* START Task input *
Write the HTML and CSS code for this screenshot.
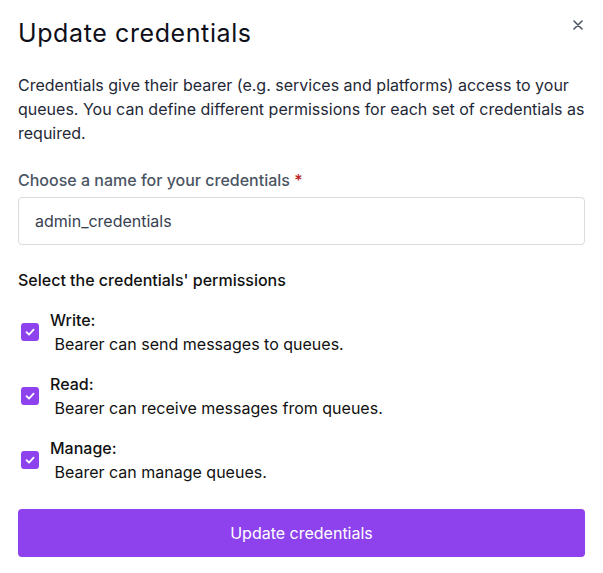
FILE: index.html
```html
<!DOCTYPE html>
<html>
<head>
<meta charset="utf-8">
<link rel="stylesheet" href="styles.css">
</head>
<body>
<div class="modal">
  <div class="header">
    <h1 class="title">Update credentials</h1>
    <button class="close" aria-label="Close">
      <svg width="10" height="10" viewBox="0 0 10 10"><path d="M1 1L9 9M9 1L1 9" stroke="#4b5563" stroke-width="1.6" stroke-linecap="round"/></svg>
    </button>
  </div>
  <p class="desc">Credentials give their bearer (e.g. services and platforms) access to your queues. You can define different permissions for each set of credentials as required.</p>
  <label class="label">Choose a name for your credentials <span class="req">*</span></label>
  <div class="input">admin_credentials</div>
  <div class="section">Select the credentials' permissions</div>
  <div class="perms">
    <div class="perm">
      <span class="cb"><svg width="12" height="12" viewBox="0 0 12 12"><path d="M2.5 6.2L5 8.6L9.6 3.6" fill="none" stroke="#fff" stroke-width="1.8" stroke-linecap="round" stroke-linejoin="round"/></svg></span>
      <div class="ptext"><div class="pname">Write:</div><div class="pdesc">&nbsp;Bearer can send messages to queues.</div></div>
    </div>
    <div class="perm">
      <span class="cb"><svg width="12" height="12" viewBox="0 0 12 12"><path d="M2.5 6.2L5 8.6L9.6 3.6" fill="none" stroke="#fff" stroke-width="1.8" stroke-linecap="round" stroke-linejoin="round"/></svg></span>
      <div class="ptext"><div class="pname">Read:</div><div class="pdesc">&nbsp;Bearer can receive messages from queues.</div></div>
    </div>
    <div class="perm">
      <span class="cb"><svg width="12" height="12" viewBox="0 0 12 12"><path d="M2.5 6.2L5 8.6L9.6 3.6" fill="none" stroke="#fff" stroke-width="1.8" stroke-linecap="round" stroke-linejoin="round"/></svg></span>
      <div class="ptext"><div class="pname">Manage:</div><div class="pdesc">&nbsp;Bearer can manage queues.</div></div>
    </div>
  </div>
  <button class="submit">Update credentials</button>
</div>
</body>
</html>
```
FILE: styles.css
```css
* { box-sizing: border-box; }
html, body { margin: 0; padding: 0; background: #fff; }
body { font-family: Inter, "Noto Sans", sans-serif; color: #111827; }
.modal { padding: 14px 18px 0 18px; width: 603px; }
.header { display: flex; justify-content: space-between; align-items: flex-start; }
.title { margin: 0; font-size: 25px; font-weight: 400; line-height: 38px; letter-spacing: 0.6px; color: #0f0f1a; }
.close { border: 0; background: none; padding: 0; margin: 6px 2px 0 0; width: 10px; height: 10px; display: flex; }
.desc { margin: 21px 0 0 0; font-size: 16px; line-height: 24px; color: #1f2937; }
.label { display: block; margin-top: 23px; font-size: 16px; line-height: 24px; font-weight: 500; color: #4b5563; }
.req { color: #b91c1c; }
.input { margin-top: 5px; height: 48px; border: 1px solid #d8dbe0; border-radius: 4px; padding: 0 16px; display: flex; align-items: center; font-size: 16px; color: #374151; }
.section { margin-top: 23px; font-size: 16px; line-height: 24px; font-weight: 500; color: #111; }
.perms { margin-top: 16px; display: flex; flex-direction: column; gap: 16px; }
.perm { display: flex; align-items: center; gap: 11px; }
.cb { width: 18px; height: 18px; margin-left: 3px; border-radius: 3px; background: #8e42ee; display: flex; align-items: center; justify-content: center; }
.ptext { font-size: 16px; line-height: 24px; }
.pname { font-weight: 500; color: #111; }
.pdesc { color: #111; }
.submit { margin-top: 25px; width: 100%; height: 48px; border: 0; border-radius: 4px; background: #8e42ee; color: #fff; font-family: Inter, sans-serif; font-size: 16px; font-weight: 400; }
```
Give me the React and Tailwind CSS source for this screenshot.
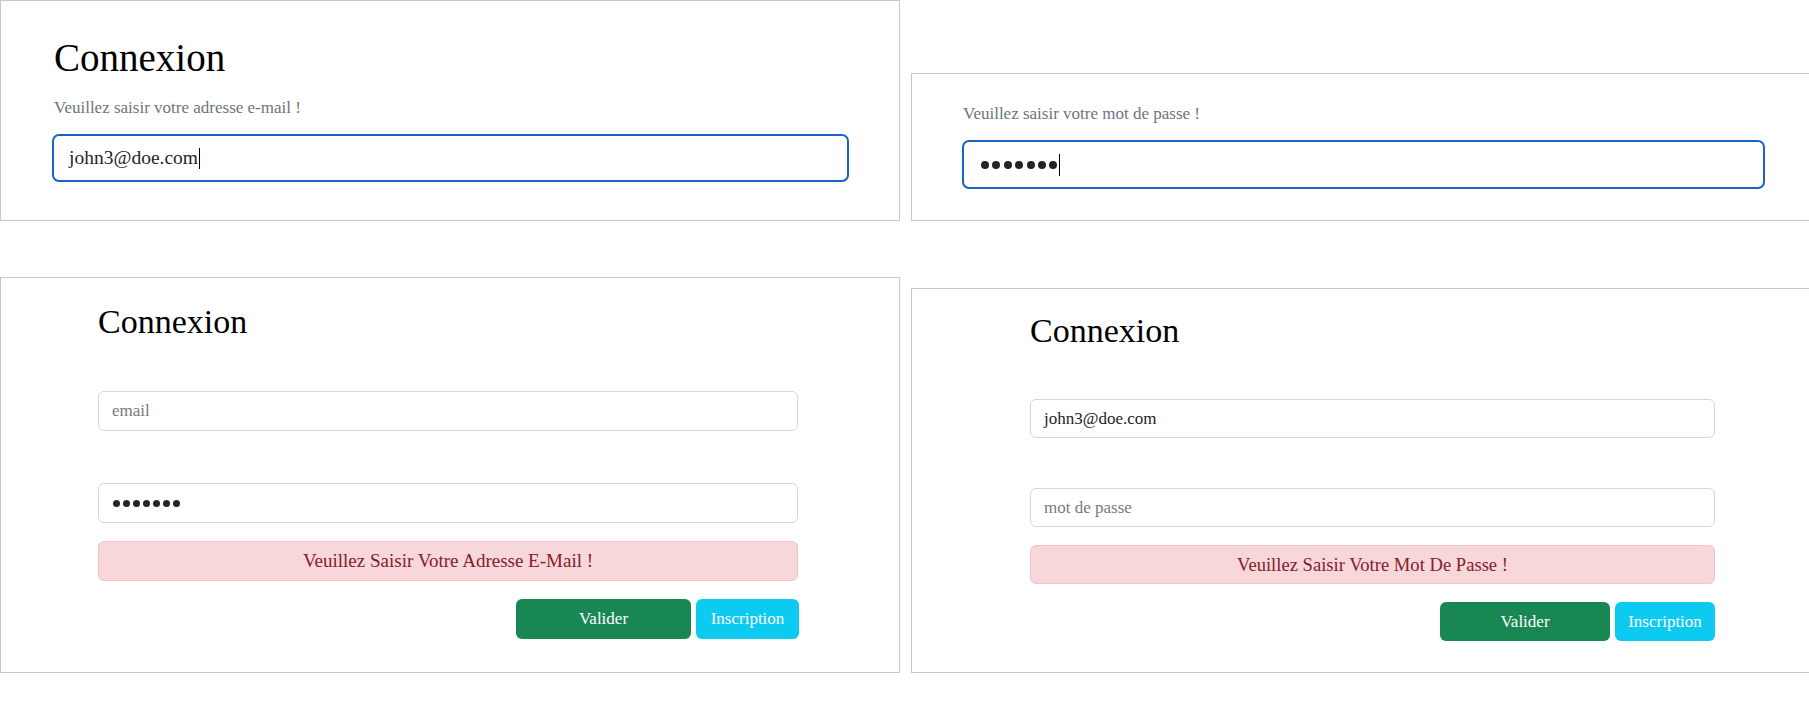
* END Task input *
The request: Leave out the pictures and copy everything else in the records word for word.

The output:
Write the HTML and CSS code for this screenshot.
FILE: index.html
```html
<!DOCTYPE html>
<html>
<head>
<meta charset="utf-8">
<link rel="stylesheet" href="styles.css">
</head>
<body>
<div class="modal">
  <div class="header">
    <h1 class="title">Update credentials</h1>
    <button class="close" aria-label="Close">
      <svg width="10" height="10" viewBox="0 0 10 10"><path d="M1 1L9 9M9 1L1 9" stroke="#4b5563" stroke-width="1.6" stroke-linecap="round"/></svg>
    </button>
  </div>
  <p class="desc">Credentials give their bearer (e.g. services and platforms) access to your queues. You can define different permissions for each set of credentials as required.</p>
  <label class="label">Choose a name for your credentials <span class="req">*</span></label>
  <div class="input">admin_credentials</div>
  <div class="section">Select the credentials' permissions</div>
  <div class="perms">
    <div class="perm">
      <span class="cb"><svg width="12" height="12" viewBox="0 0 12 12"><path d="M2.5 6.2L5 8.6L9.6 3.6" fill="none" stroke="#fff" stroke-width="1.8" stroke-linecap="round" stroke-linejoin="round"/></svg></span>
      <div class="ptext"><div class="pname">Write:</div><div class="pdesc">&nbsp;Bearer can send messages to queues.</div></div>
    </div>
    <div class="perm">
      <span class="cb"><svg width="12" height="12" viewBox="0 0 12 12"><path d="M2.5 6.2L5 8.6L9.6 3.6" fill="none" stroke="#fff" stroke-width="1.8" stroke-linecap="round" stroke-linejoin="round"/></svg></span>
      <div class="ptext"><div class="pname">Read:</div><div class="pdesc">&nbsp;Bearer can receive messages from queues.</div></div>
    </div>
    <div class="perm">
      <span class="cb"><svg width="12" height="12" viewBox="0 0 12 12"><path d="M2.5 6.2L5 8.6L9.6 3.6" fill="none" stroke="#fff" stroke-width="1.8" stroke-linecap="round" stroke-linejoin="round"/></svg></span>
      <div class="ptext"><div class="pname">Manage:</div><div class="pdesc">&nbsp;Bearer can manage queues.</div></div>
    </div>
  </div>
  <button class="submit">Update credentials</button>
</div>
</body>
</html>
```
FILE: styles.css
```css
* { box-sizing: border-box; }
html, body { margin: 0; padding: 0; background: #fff; }
body { font-family: Inter, "Noto Sans", sans-serif; color: #111827; }
.modal { padding: 14px 18px 0 18px; width: 603px; }
.header { display: flex; justify-content: space-between; align-items: flex-start; }
.title { margin: 0; font-size: 25px; font-weight: 400; line-height: 38px; letter-spacing: 0.6px; color: #0f0f1a; }
.close { border: 0; background: none; padding: 0; margin: 6px 2px 0 0; width: 10px; height: 10px; display: flex; }
.desc { margin: 21px 0 0 0; font-size: 16px; line-height: 24px; color: #1f2937; }
.label { display: block; margin-top: 23px; font-size: 16px; line-height: 24px; font-weight: 500; color: #4b5563; }
.req { color: #b91c1c; }
.input { margin-top: 5px; height: 48px; border: 1px solid #d8dbe0; border-radius: 4px; padding: 0 16px; display: flex; align-items: center; font-size: 16px; color: #374151; }
.section { margin-top: 23px; font-size: 16px; line-height: 24px; font-weight: 500; color: #111; }
.perms { margin-top: 16px; display: flex; flex-direction: column; gap: 16px; }
.perm { display: flex; align-items: center; gap: 11px; }
.cb { width: 18px; height: 18px; margin-left: 3px; border-radius: 3px; background: #8e42ee; display: flex; align-items: center; justify-content: center; }
.ptext { font-size: 16px; line-height: 24px; }
.pname { font-weight: 500; color: #111; }
.pdesc { color: #111; }
.submit { margin-top: 25px; width: 100%; height: 48px; border: 0; border-radius: 4px; background: #8e42ee; color: #fff; font-family: Inter, sans-serif; font-size: 16px; font-weight: 400; }
```
Give me the React and Tailwind CSS source for this screenshot.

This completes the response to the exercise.